When eventually allowed to speak, Mr McConalogue backed the calls for 100 per cent redress.

“I recognise, and we recognise, the massive responsibility on us to you. The massive blight that this issue has been on families lives for many years now,” he said.

“The massive daily stress and nightly stress that this issue means in terms of people being able to live a normal life and not being able to do so.

“I want to be absolutely clear in my support for 100 per cent redress. As a Cabinet Minister, I am working for that.”

But speaking in Belfast, Taoiseach Micheál Martin said the details of the redress scheme would not be ready in time for Tuesday’s budget.

Sinn Féin leader Mary Lou McDonald also addressed the crowd.

“We’re here to tell you very simply, that we support 100 per cent redress for every family, for every home that has been affected by mica and pyrite. End of story, full stop,” she said.

She added: “The Minister and the Government can run but they cannot hide, they cannot hide from this tide of passion and determination and they certainly can’t hide from Paddy Diver.

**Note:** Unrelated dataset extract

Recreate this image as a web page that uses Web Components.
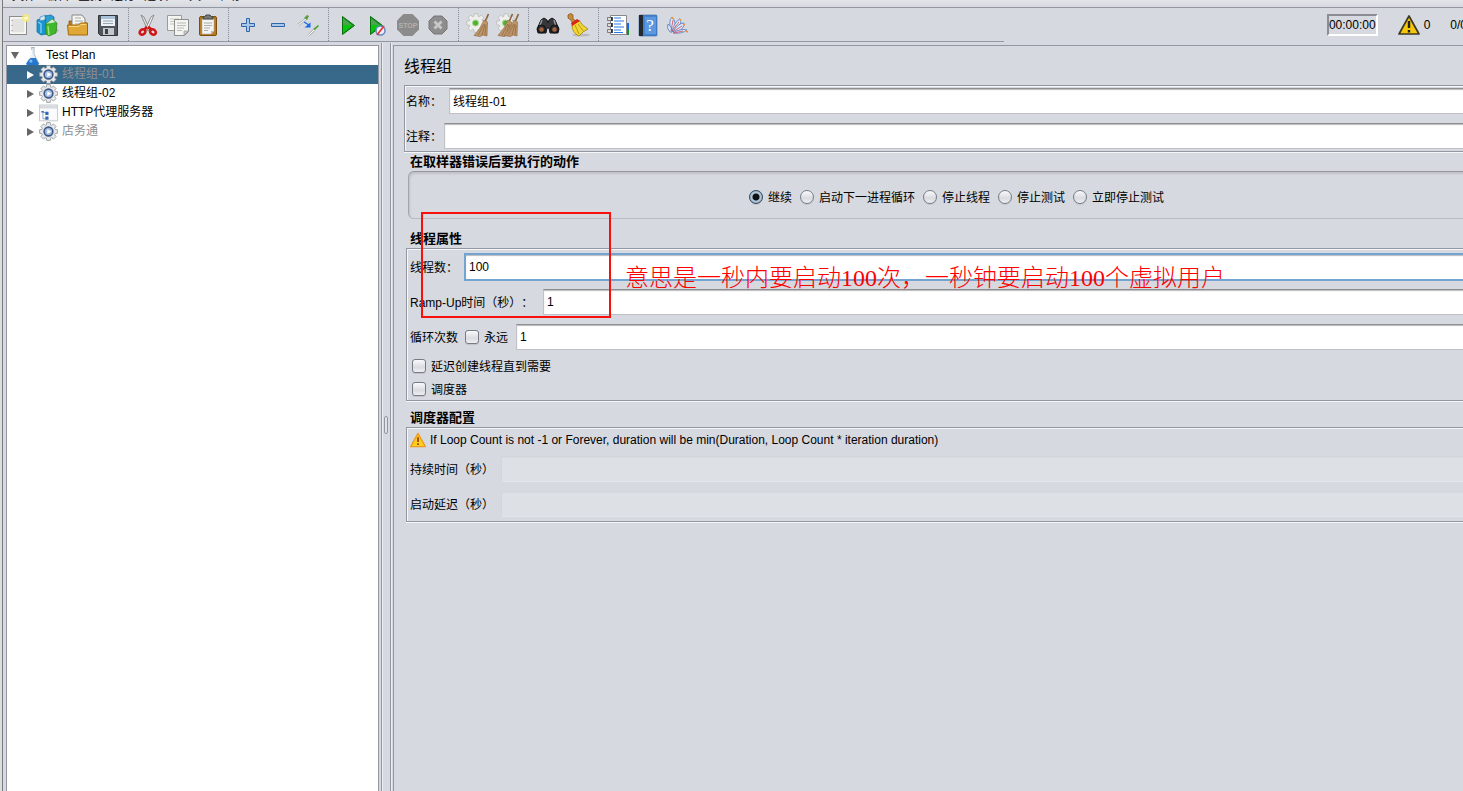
<!DOCTYPE html>
<html lang="zh-CN">
<head>
<meta charset="utf-8">
<title>Apache JMeter</title>
<style>
html,body{margin:0;height:100%;overflow:hidden}
body{background:#d6d9df;color:#000;font:12px/18px "Liberation Sans","Noto Sans CJK SC",sans-serif;text-spacing-trim:space-all}
</style>
</head>
<body>
<jm-app></jm-app>
<script>
const define=(name,html,setup)=>customElements.define(name,class extends HTMLElement{
  constructor(){super();this.attachShadow({mode:'open'});}
  connectedCallback(){
    if(this.shadowRoot.childNodes.length)return;
    const t=document.createElement('template');
    t.innerHTML=typeof html==='function'?html(this):html;
    this.shadowRoot.append(t.content.cloneNode(true));
    if(setup)setup(this);
  }
});

// Outline of a cog with eight teeth, centred on cx, cy
const cog=(cx,cy,outer,inner)=>{
  const pts=[];
  for(let i=0;i<8;i++)for(const [a,r] of [[-.3,inner],[-.2,outer],[.2,outer],[.3,inner]]){
    const t=i*Math.PI/4+a;
    pts.push((cx+r*Math.cos(t)).toFixed(2)+','+(cy+r*Math.sin(t)).toFixed(2));
  }
  return pts.join(' ');
};
const broom='<path d="M22.500 1l-4 9" stroke="#8a5f38" stroke-width="1.600"/><path d="M18 7l3.500 2-.500 14-4-1-3 1.500-6-1q6-6 10-15.500z" fill="#bd9568" stroke="#94704a" stroke-width=".7"/><path d="M18 11l-6 11M19 11l-3 11M20 12l-1 10" stroke="#8d683f" stroke-width=".7"/>';
const paleGear=`<polygon points="${cog(10,10,9.5,7)}" fill="#eeefec" stroke="#b8bbb6" stroke-width=".8"/><circle cx="9.500" cy="10" r="3" fill="#4fb030" stroke="#a4d58e"/>`;
const icons={
new:'<rect x="3.500" y="3.500" width="17" height="18" fill="#eeeeec" stroke="#8b8d88"/><rect x="5" y="5" width="14" height="15" fill="#e2e3e0" stroke="#fff"/><path d="M6 7v1M6 12v1M6 17v1" stroke="#888"/><circle cx="20" cy="5" r="4" fill="#f8ee70" opacity=".75"/><circle cx="20" cy="5" r="1.800" fill="#fffcd0"/>',
templates:'<path d="M13 21l10-3-5-6z" fill="#888" opacity=".5"/><path d="M1 7l7-2 3 2v14l-6 1-4-3z" fill="#1b93cf" stroke="#0868a0" stroke-width=".7"/><path d="M2 9l3 2v9" stroke="#75cdf0" fill="none" stroke-width="1.500"/><path d="M4 4l6-2 2 4-8 2z" fill="#d8e6ee" stroke="#3c8cb8" stroke-width=".7"/><path d="M9 3l6-1 3 2v14l-7 2z" fill="#2a9fd2" stroke="#0868a0" stroke-width=".7"/><path d="M10 11l7-3 4 2-1 10-7 3-3-2z" fill="#43b72c" stroke="#238317" stroke-width=".7"/><path d="M12 13l1 9" stroke="#9be77c" stroke-width="1.400"/><path d="M10 11l6-5 4 3" fill="#d5eccd" stroke="#4aa33a" stroke-width=".8"/>',
open:'<path d="M3 8h8l2 2h8v10H3z" fill="#b77b1b" stroke="#8f5902" stroke-width=".8"/><path d="M6 2h10l3 4v9H6z" fill="#f4f4f2" stroke="#888"/><path d="M9 5h6M9 8h8M9 11h7" stroke="#aaa"/><path d="M1.500 12h11l2-2h7v12h-19z" fill="#e0a836" stroke="#a36a09"/><path d="M3 13.500h10l2-2h5" fill="none" stroke="#f8d782"/>',
save:'<path d="M2.500 2.500h19v20h-17l-2-2z" fill="#50565b" stroke="#30353a"/><path d="M5 3h14v10H5z" fill="#eaf1f7"/><path d="M5 3h14v3H5z" fill="#a9c2d8"/><path d="M7 8h10M7 10.500h10" stroke="#9aa6b0"/><path d="M7 15h11v7H7z" fill="#c5c8ca"/><path d="M9 16h3v5H9z" fill="#3e4246"/>',
cut:'<path d="M5 2l3 2 6 13-2 1z" fill="#e6e7e4" stroke="#777" stroke-width=".8"/><path d="M18 2l-3 2-6 13 2 1z" fill="#f6f6f4" stroke="#777" stroke-width=".8"/><path d="M11 14l-3 3M12 14l4 3" stroke="#cf1717" stroke-width="3"/><ellipse cx="6.500" cy="19" rx="3" ry="2.500" fill="#d6d9df" stroke="#cf1717" stroke-width="2.600" transform="rotate(-35 6.500 19)"/><ellipse cx="17" cy="19" rx="3" ry="2.500" fill="#d6d9df" stroke="#cf1717" stroke-width="2.600" transform="rotate(35 17 19)"/>',
copy:'<path d="M1.500 2.500h14v15h-14z" fill="#f4f4f2" stroke="#999c98"/><path d="M4 6h9M4 8.500h9M4 11h9" stroke="#c5c7c3"/><path d="M8.500 6.500h14v12l-4 4h-10z" fill="#f4f4f2" stroke="#8b8e89"/><path d="M11 10h9M11 12.500h9M11 15h7M11 17.500h5" stroke="#b8bab5"/><path d="M18 22v-4h4z" fill="#ccc" stroke="#999" stroke-width=".7"/>',
paste:'<rect x="3.500" y="3.500" width="17" height="19" rx="1.500" fill="#b87b20" stroke="#7d4e08"/><path d="M6 6h12v12l-3 3H6z" fill="#f4f4f2" stroke="#aaa" stroke-width=".6"/><path d="M8 10h8M8 12.500h8M8 15h6M8 17.500h4" stroke="#aaa"/><path d="M15 21v-3h3z" fill="#bbb"/><path d="M7 6V4q2 0 3-2h4q1 2 3 2v2z" fill="#777b75" stroke="#454742"/>',
plus:'<path d="M10.500 5.500h3v5h5v3h-5v5h-3v-5h-5v-3h5z" fill="#a8c7ed" stroke="#3065a8"/>',
minus:'<path d="M5.500 10.500h13v3h-13z" fill="#a8c7ed" stroke="#3065a8"/>',
toggle:'<path d="M2 12l8-6" stroke="#b5b8b5" stroke-width="2.800"/><path d="M2 12l8-6" stroke="#f8f8f5"/><path d="M8 5l3-3 2 1-2 4z" fill="#5c9b43"/><path d="M8 9l5 3" stroke="#176bea" stroke-width="1.400"/><path d="M14.500 9.500v5h-6z" fill="#176bea"/><path d="M13 22l5-5" stroke="#b5b8b4" stroke-width="2.500"/><path d="M13 22l5-5" stroke="#fff"/><path d="M17 16l5-4 1 1-4 4z" fill="#529e39"/>',
run:'<path d="M6.500 3.500v18l12-9z" fill="#12901a" stroke="#0b6f10"/><path d="M7 5v7l10 1z" fill="#4ca350"/><path d="M7 12v8l10-8z" fill="#08c510"/>',
runNo:'<path d="M4.500 3.500v18l12-9z" fill="#12901a" stroke="#0b6f10"/><path d="M5 5v7l10 1z" fill="#4ca350"/><path d="M5 12v8l10-8z" fill="#08c510"/><circle cx="14.500" cy="17.500" r="4.500" fill="#e7effa" stroke="#6388bf" stroke-width="1.500"/><path d="M18 13l-7 9" stroke="#ec3434" stroke-width="1.800"/>',
stop:'<path d="M7.500 1h9L23 7.500v9L16.500 23h-9L1 16.500v-9z" fill="#8b8b8b"/><text x="12" y="15" text-anchor="middle" font-family="Liberation Sans,sans-serif" font-weight="700" font-size="7" fill="#b0b0b0">STOP</text>',
shutdown:'<path d="M8 3h8l5 5v8l-5 5H8l-5-5V8z" fill="#8d8d8d" stroke="#777"/><path d="M8.500 8.500l7 7M15.500 8.500l-7 7" stroke="#c8c8c8" stroke-width="2.800"/>',
clear:paleGear+broom,
clearAll:paleGear+'<g transform="translate(-6 0)">'+broom+'</g>'+broom,
find:'<path d="M5 7l3-2 3 2 1 3 1-3 3-2 3 2 4 9-1 4H14l-1-5h-2l-1 5H2l-1-4z" fill="#35373b" stroke="#151719"/><path d="M6 7l-3 8M18 7l2 7" stroke="#92969c" stroke-width="1.500"/><circle cx="5.500" cy="16" r="4" fill="#292b2e" stroke="#111"/><circle cx="18.500" cy="16" r="4" fill="#292b2e" stroke="#111"/><circle cx="5.500" cy="16.500" r="2.200" fill="#a6633b"/><circle cx="18.500" cy="16.500" r="2.200" fill="#a6633b"/>',
broom:'<ellipse cx="15" cy="22" rx="9" ry="1.500" fill="#999" opacity=".5"/><path d="M2 2q3-3 5 0v4l3 2-3 3-2-4-3-2z" fill="#c98b3d" stroke="#89531b" stroke-width=".8"/><path d="M6 12l7-5q3 6 9 9-5 2-9 7Q6 20 6 12z" fill="#f0d634" stroke="#aa8508" stroke-width=".8"/><path d="M5 10l6-4 3 2-8 5z" fill="#d62618"/><path d="M9 12l4 9M12 11l6 8" stroke="#b89b18"/>',
functions:'<path d="M17 10h6v6h-6z" fill="#116af0"/><path d="M17 16h6v6h-6z" fill="#198d30"/><path d="M4.500 2.500h16v19h-16z" fill="#fff" stroke="#888"/><path d="M1.500 4.500h4v3h-4zM1.500 10.500h4v3h-4zM1.500 16.500h4v3h-4z" fill="#ddd" stroke="#666" stroke-width=".8"/><path d="M6 4v4M6 10v4M6 16v4" stroke="#111" stroke-width="1.500"/><path d="M8 5h7M8 8h10M8 11h7M8 14h10M8 17h7M8 19.500h9" stroke="#267be6" stroke-width="1.200"/>',
help:'<rect x="3" y="2" width="18" height="21" rx="1" fill="#4384d1" stroke="#3267a4" stroke-width=".6"/><path d="M3 2h4v21H3z" fill="#24282f"/><path d="M9 4h11v17H9z" fill="#5b98df"/><text x="14" y="18" text-anchor="middle" font-family="Liberation Serif,serif" font-size="17" fill="#fff">?</text>',
feather:'<g fill="#dce6f5" stroke="#6085c4" stroke-width=".9"><path d="M5 19Q2 8 6 4q5 5 2 14z"/><path d="M6 18Q9 8 14 6q3 5-5 12z"/><path d="M7 19Q12 10 18 10q1 6-9 10z"/><path d="M7 20q8-5 14-3-5 4-13 3z"/><path d="M4 19q-4-4-2-8 4 2 4 8z"/></g><path d="M5 18L7 7M6 18l7-9M7 19l9-6M8 20l9-2" stroke="#d25868" stroke-width=".9"/><path d="M13 6l2 1M17 11l2 1M20 18l2 1M6 4l1 2" stroke="#e99639" stroke-width="1.500"/>',
warn:'<path d="M12 3L22 21H2z" fill="#f5c60b" stroke="#3d3823" stroke-width="1.700" stroke-linejoin="round"/><path d="M12 8v7M12 17v2.500" stroke="#222" stroke-width="2.400"/>',
warnSmall:'<path d="M12 2L23 22H1z" fill="#ffd019" stroke="#ee9a22" stroke-width="2" stroke-linejoin="round"/><path d="M12 8v7M12 17v2.500" stroke="#a64616" stroke-width="2.800"/>',
flask:'<path d="M10 2h5M11 2v8L5 22q0 2 2 2h11q2 0 2-2L14 10V2z" fill="#e8eef4" stroke="#a5b1bc"/><path d="M9 15h7l4 7q0 2-2 2H6q-2 0-2-2z" fill="#2677d0"/><path d="M11 5v5l-3 6" stroke="#fff" stroke-width="1.500" fill="none"/><circle cx="10" cy="19" r="2" fill="#80bcf2"/>',
gear:`<polygon points="${cog(12,12,11.5,8.8)}" fill="#e6e7e8" stroke="#8f9498" stroke-width="1"/><circle cx="12" cy="12" r="5.500" fill="#a5bfe2" stroke="#3f5a88" stroke-width="2"/><path d="M10.500 9v6l5-3z" fill="#fff"/>`,
proxy:'<path d="M.5 2.500h23v20H.5z" fill="#fbfbfb" stroke="#b8babe"/><path d="M1 3h22v4H1z" fill="#d7dade"/><path d="M5 10v10h4M5 12h4" stroke="#7794c2" fill="none"/><path d="M3 10h3v2H3zM8 11h4v4H8zM8 17h4v4H8z" fill="#3269b8"/>'
};
define('jm-icon',el=>`<style>:host{display:block;flex:none;width:var(--icon-size,24px);height:var(--icon-size,24px)}svg{display:block;width:100%;height:100%}</style><svg viewBox="0 0 24 24" fill="none" aria-hidden="true">${icons[el.getAttribute('name')]}</svg>`);

define('jm-menu',`<style>
:host{display:block;height:7px;overflow:hidden;background:linear-gradient(#e2e4e9,#d6d9df);border-bottom:1px solid #9297a1}
nav{display:flex;gap:9px;padding-left:9px;margin-top:-12px}
button{all:unset;font-size:12px;line-height:17px}
button:last-child{margin-left:6px}
</style><nav><button>文件</button><button>编辑</button><button>查找</button><button>运行</button><button>选项</button><button>工具</button><button>帮助</button></nav>`);

const groups=[['new:新建','templates:模板','open:打开','save:保存'],['cut:剪切','copy:复制','paste:粘贴'],['plus:全部展开','minus:全部折叠','toggle:切换'],['run:启动','runNo:不停顿开始','stop:停止','shutdown:关闭'],['clear:清除','clearAll:清除全部'],['find:搜索','broom:重置搜索'],['functions:函数助手','help:帮助','feather:JMeter']];
define('jm-toolbar',()=>`<style>
:host{display:flex;height:37px;overflow:hidden}
.tools{display:flex;box-sizing:border-box;height:34px;flex:0 1 1001px;border-bottom:1px solid #9297a1}
.set{display:flex}
.set+.set{margin-left:5px;padding-left:4px;border-left:1px dotted #868b95}
button{all:unset;width:30px;display:grid;place-items:center}
.status{display:flex;align-items:center;height:34px;margin:0 -4px 0 auto}
time{border:2px solid;border-color:#8b8d92 #fff #fff #8b8d92;line-height:18px}
jm-icon{flex:none}
.status jm-icon{margin:0 3px 0 19px}
.count{margin-left:20px}
</style><div class="tools" role="toolbar">${groups.map(g=>`<div class="set">${g.map(i=>{const [n,l]=i.split(':');return `<button aria-label="${l}"><jm-icon name="${n}"></jm-icon></button>`}).join('')}</div>`).join('')}</div>
<div class="status"><time>00:00:00</time><jm-icon name="warn"></jm-icon><span>0</span><span class="count">0/0</span></div>`);

define('jm-tree-item',el=>`<style>
:host{display:flex;align-items:center;height:19px;line-height:17px;padding-left:20px;white-space:nowrap;--icon-size:19px;--arrow:#666}
:host([root]){padding-left:4px}
:host([disabled]){color:#8e8f91}
:host([selected]){background:#39698a;--arrow:#fff}
.arrow{width:0;height:0;border:solid transparent;border-width:4px 0 4px 7px;border-left-color:var(--arrow);margin-right:5px}
:host([root]) .arrow{border-width:7px 4px 0;border-color:var(--arrow) transparent transparent;margin-right:4px}
jm-icon{margin-right:4px}
</style><span class="arrow"></span><jm-icon name="${el.getAttribute('icon')}"></jm-icon><slot></slot>`);
define('jm-tree',`<style>
:host{display:block;background:#fff;border:1px solid #9297a1;border-bottom:0}
</style><slot></slot>`,el=>el.setAttribute('role','tree'));

define('jm-splitter',`<style>
:host{display:flex;box-sizing:border-box;align-items:center;justify-content:center;margin-top:-2px;padding-top:15px;border:solid #9297a1;border-width:0 1px;box-shadow:inset 1px 0 #eceef2,1px 0 #eceef2}
i{box-sizing:border-box;width:4px;height:18px;border:1px solid #9297a1;border-radius:2px;background:#e0e2e7}
</style><i></i>`);

define('jm-field',el=>`<style>
:host{display:block}
label{display:flex;align-items:center;height:26px}
span{flex:none;width:var(--label-width);white-space:nowrap;line-height:16px;padding-top:2px}
input{all:unset;flex:1;min-width:0;box-sizing:border-box;height:26px;padding:0 3px 1px;background:#fff;border:1px solid #bfc1c6;border-top-color:#8d8e92;box-shadow:inset 0 1px 1px #bbb}
:host([focused]) input{outline:2px solid #73a4d1;outline-offset:-1px;border-color:#888d95;margin-left:1px}
input:disabled{background:#dde0e5;border-color:#d2d5da #dfe2e6 #e1e4e8 #d2d5da;box-shadow:inset 0 1px #d8dadf}
</style><label><span>${el.getAttribute('label')}</span><input type="text" value="${el.getAttribute('value')||''}" ${el.hasAttribute('disabled')?'disabled':''}></label>`);

const choiceCss=`label{display:flex;align-items:center;gap:5px;white-space:nowrap}
label span{line-height:16px;padding-top:2px}
input{appearance:none;flex:none;box-sizing:border-box;margin:0;width:14px;height:14px;border:1px solid #777b84;background:linear-gradient(#fafafb,#d9dbe0 60%,#eff0f3);box-shadow:0 1px #c1c4ca}`;
define('jm-checkbox',el=>`<style>:host{display:block}${choiceCss}input{border-radius:3px}</style><label><input type="checkbox"><span>${el.getAttribute('label')}</span></label>`);
define('jm-radios',el=>`<style>:host{display:flex;justify-content:center;gap:8px}${choiceCss}
input{border-radius:50%}
input:checked{border-color:#33475b;background:radial-gradient(circle,#111 0 3px,#b0c7da 4px 5px,#7794ad 7px)}
</style>${el.getAttribute('options').split('|').map((o,i)=>`<label><input type="radio" name="action" ${i?'':'checked'}><span>${o}</span></label>`).join('')}`);

define('jm-group',el=>`<style>
:host{display:block}
h2{margin:0 0 0 4px;font-size:13px;line-height:18px;font-weight:700}
.box{border:1px solid #9297a1;box-shadow:inset 1px 1px #f5f6f8,0 1px #f5f6f8;padding:var(--box-padding,5px 3px 1px)}
:host([rounded]) .box{margin-left:2px;box-sizing:border-box;height:48px;padding:0;display:grid;align-items:center;border-color:#95979d #b9bbc0 #b9bbc0 #a2a5ab;border-radius:6px;padding-top:4px;box-shadow:inset 1px 2px 2px #bfc2c8}
</style>${el.hasAttribute('label')?`<h2>${el.getAttribute('label')}</h2>`:''}<div class="box"><slot></slot></div>`);

define('jm-note',`<style>
:host{position:absolute;left:27px;top:166px;display:flex;width:830px;pointer-events:none;color:#f00}
.frame{box-sizing:border-box;flex:none;width:190px;height:106px;border:2px solid #f8100c}
p{margin:48px 0 0 14px;white-space:nowrap;font:300 24px/36px "Liberation Serif","Noto Sans CJK SC",serif}
</style><div class="frame"></div><p><slot></slot></p>`);

define('jm-thread-group',`<style>
:host{display:block;position:relative;overflow:hidden;border:solid #9297a1;border-width:1px 0 0 1px}
form{margin:0 -42px 0 12px;padding-top:9px}
h1{margin:0 0 6px -2px;font-size:16px;line-height:24px;font-weight:400}
.names{margin-left:-2px;--box-padding:2px 2px 2px 1px;padding-bottom:1px}
.name{--label-width:43px}
.comment{--label-width:38px;margin-top:9px}
.threads{--label-width:54px}.ramp{--label-width:133px}
.ramp,.loop{margin-top:9px}
.loop{display:flex;align-items:center}
.loop>span{line-height:16px;padding-top:2px}
.loop jm-checkbox{margin:0 7px}
.loop jm-field{flex:1;--label-width:1px}
.props{margin-top:11px}.schedule{margin-top:8px;--box-padding:3px 3px 4px}
.opt{box-sizing:border-box;height:20px;margin:3px 0 0 2px;padding-top:1px}
.opt.first{margin-top:6px}
.warning{display:flex;align-items:center;gap:4px;margin-bottom:7px;--icon-size:16px;white-space:nowrap}
.dur{--label-width:91px}.dur+.dur{margin-top:9px}
</style>
<form><h1>线程组</h1>
<jm-group class="names"><jm-field class="name" label="名称：" value="线程组-01"></jm-field><jm-field class="comment" label="注释："></jm-field></jm-group>
<jm-group rounded label="在取样器错误后要执行的动作"><jm-radios options="继续|启动下一进程循环|停止线程|停止测试|立即停止测试"></jm-radios></jm-group>
<jm-group class="props" label="线程属性"><jm-field class="threads" focused label="线程数：" value="100"></jm-field><jm-field class="ramp" label="Ramp-Up时间（秒）：" value="1"></jm-field>
<div class="loop"><span>循环次数</span><jm-checkbox label="永远"></jm-checkbox><jm-field label="" value="1"></jm-field></div>
<jm-checkbox class="opt first" label="延迟创建线程直到需要"></jm-checkbox><jm-checkbox class="opt" label="调度器"></jm-checkbox></jm-group>
<jm-group class="schedule" label="调度器配置"><div class="warning"><jm-icon name="warnSmall"></jm-icon><span>If Loop Count is not -1 or Forever, duration will be min(Duration, Loop Count * iteration duration)</span></div>
<jm-field class="dur" disabled label="持续时间（秒）"></jm-field><jm-field class="dur" disabled label="启动延迟（秒）"></jm-field></jm-group>
</form><jm-note>意思是一秒内要启动100次，一秒钟要启动100个虚拟用户</jm-note>`);

define('jm-app',`<style>
:host{display:grid;grid-template-columns:2px minmax(0,1fr);height:100vh;overflow:hidden}
.edge{background:#dcdddc}
.window{display:flex;flex-direction:column;min-width:0;border-left:1px solid #777b80}
main{flex:1;min-height:0;display:grid;grid-template-columns:373px 10px minmax(0,1fr);padding-left:3px}
jm-splitter{margin-left:2px;width:10px}
jm-thread-group{margin-left:4px}
</style><div class="edge"></div><div class="window"><jm-menu></jm-menu><jm-toolbar></jm-toolbar><main>
<jm-tree><jm-tree-item root icon="flask">Test Plan</jm-tree-item><jm-tree-item icon="gear" selected disabled>线程组-01</jm-tree-item><jm-tree-item icon="gear">线程组-02</jm-tree-item><jm-tree-item icon="proxy">HTTP代理服务器</jm-tree-item><jm-tree-item icon="gear" disabled>店务通</jm-tree-item></jm-tree>
<jm-splitter></jm-splitter><jm-thread-group></jm-thread-group></main></div>`);
</script>
</body>
</html>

“I want to thank you for this campaign and I want to thank you for demonstrating that when you take a stand, you can make a difference.”

Campaigner Eileen Doherty said: “We are sick of being treated as second-class citizens and as the forgotten county.

“We are not to blame, we did nothing wrong. The Government presided over a system of self-certification, light-touch regulation and lack of adherence to existing Irish and EU legislation, which caused this crisis.”

Campaigners want a scheme to help families whose homes have been destroyed or damaged by mica, a mineral that can absorb water, due to building blocks cracking and crumbling.

The Government has faced criticism for only offering 90 per cent under the current scheme, leaving property owners with significant bills to repair or rebuild homes.

Campaigners have blamed a lack of building regulations and oversight of materials.

An estimated 5,000 homes in Co Donegal are affected by defective bricks, with thousands more understood to be in Counties Sligo, Clare and Limerick.

Demonstrators on O’Connell Street, Dublin (Brian Lawless/PA)

A report found that the cost of a full compensation scheme could reach €3.2 billion.

A spokesperson for the Minister for Housing said no decisions had yet been made in relation to an enhanced redress scheme.

“Minister O’Brien is acutely aware of the urgency of this matter and will continue discussions on proposals for an enhanced scheme with department officials and his Cabinet colleagues over the coming weeks with a view to bringing a memo to Cabinet in the next two weeks,” they said.

“Enhancements to the scheme will need to be agreed by Government and absolutely no decisions have been made yet in relation to an enhanced Defective Concrete Block Scheme.”

Earlier this week, Mr O’Brien said Friday’s protest should be the last time mica-affected homeowners feel they need to demonstrate.

He told the Dáil on Wednesday that he will bring a proposal to Government in the coming weeks on a revised compensation scheme.

Ireland

Mica campaigners hold go-slow protest on the M50

A draft report, compiled by a working group set up by Mr O’Brien, did not recommend 100 per cent redress, as demanded by campaigners.

The Minister said he understands the “tragedy” that affected homeowners face and that he is working with Attorney General Paul Gallagher to see how far the Government can legally pursue anyone responsible for building homes with defective materials.

“I’m looking at all options,” Mr O’Brien said. “Those who are responsible should be held accountable.”